You already know the price of entrepreneurship is high.
Starting a company often means putting it all on the line, and there's no guarantee that the risk will pay off. And then there are the emotional swings--the euphoria of success and the crushing blow of failure.
For a lot of people, one ride on that roller coaster is enough. But for some serial entrepreneurs, that cycle isn't just attractive, it's downright addicting in an unhealthy way, according to recent research.
Some signs you may be addicted to entrepreneurship include obsessing over your business, neglecting friends and/or outside interests, and experiencing withdrawal symptoms like anger or depression when being forced to turn away from your business. You may also be addicted to starting companies if you're increasingly spending more time with your business than on your health or your personal relationships.
"Some of these aspects include the physiological arousal from operating within a context of uncertainty and ambiguity," write the authors of the appeal of risks in the Journal of Business Venturing. Like a gambler on a winning streak, serial entrepreneurs are drawn to the intense emotions they feel when their startups succeed (or fail). And, worse, they tend to bound up their sense of self-worth in these successes and failures. April Spivack of the University of Wisconsin at Oshkosh wrote the paper, along with Syracuse professors Alexander McKelvie and J. Michael Haynie.
It's important to note this category of behavioral addiction mirrors that of gamblers or Internet addicts and not drug or alcohol dependents. And while the professors interviewed just six entrepreneurs, the purpose of the paper was to create a framework for discussing this behavior.
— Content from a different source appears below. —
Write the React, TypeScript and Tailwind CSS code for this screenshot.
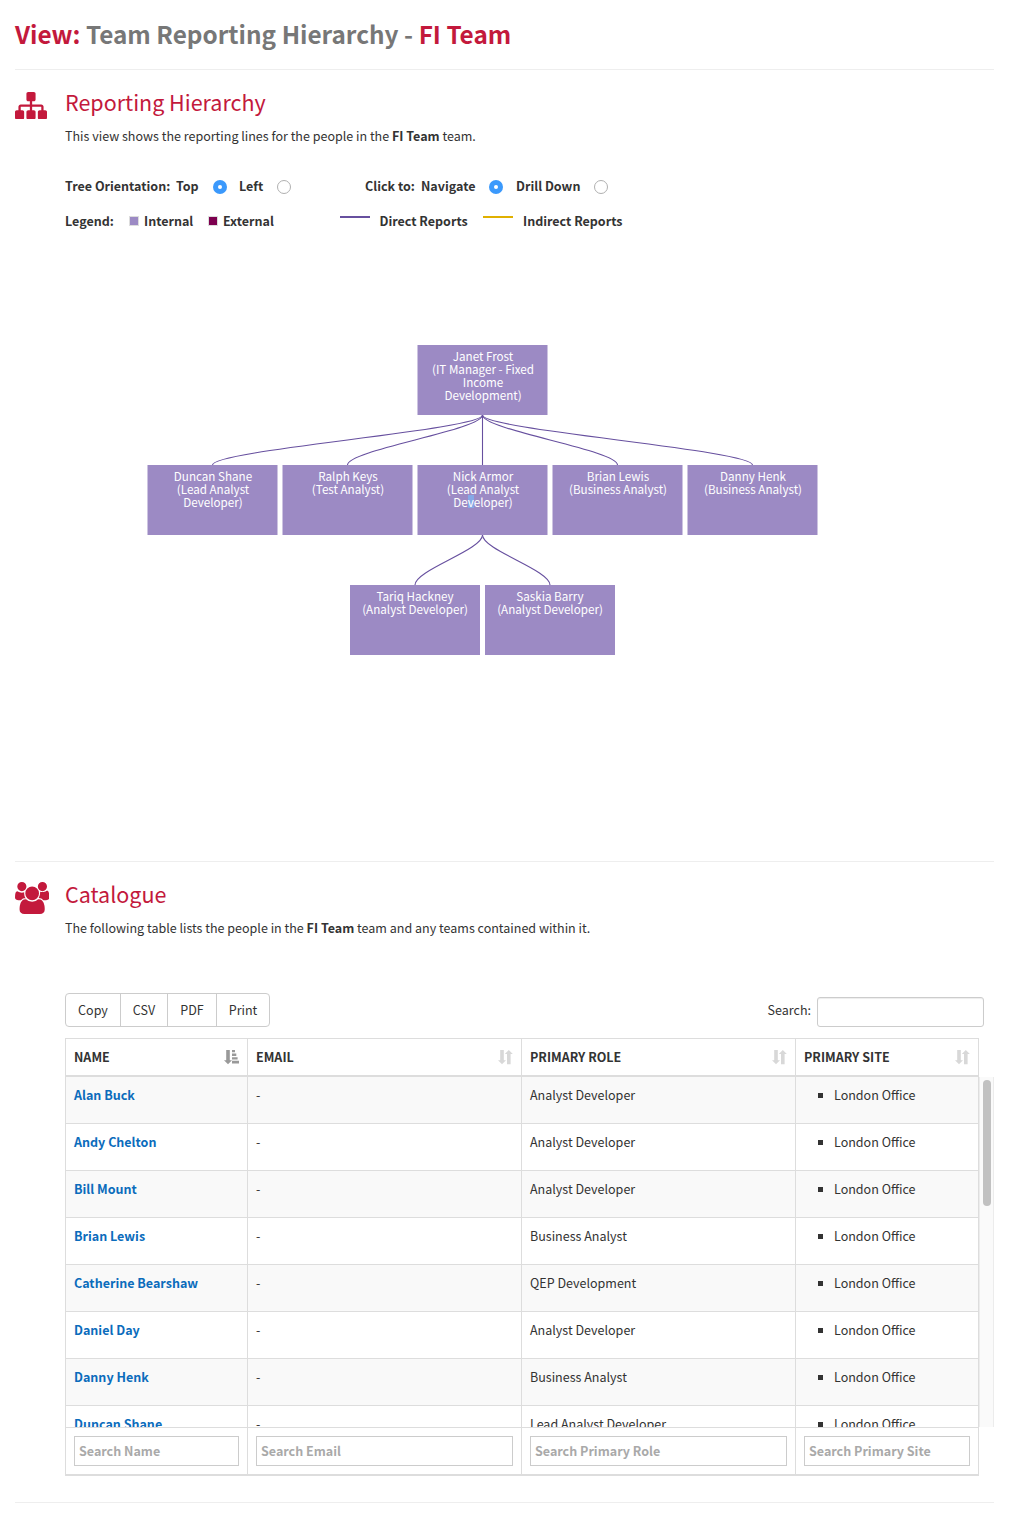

Being so single-minded about starting companies doesn't have to be all bad. For one thing, if you're a workaholic and working for someone else, you won't see as many of the fruits of your own labor as you would at your own business.
And spending all of your time on startups has been known to help people become inured to failure and develop a competitive edge after working in business so long. But make sure to keep things in perspective--and don't forget about your loved ones.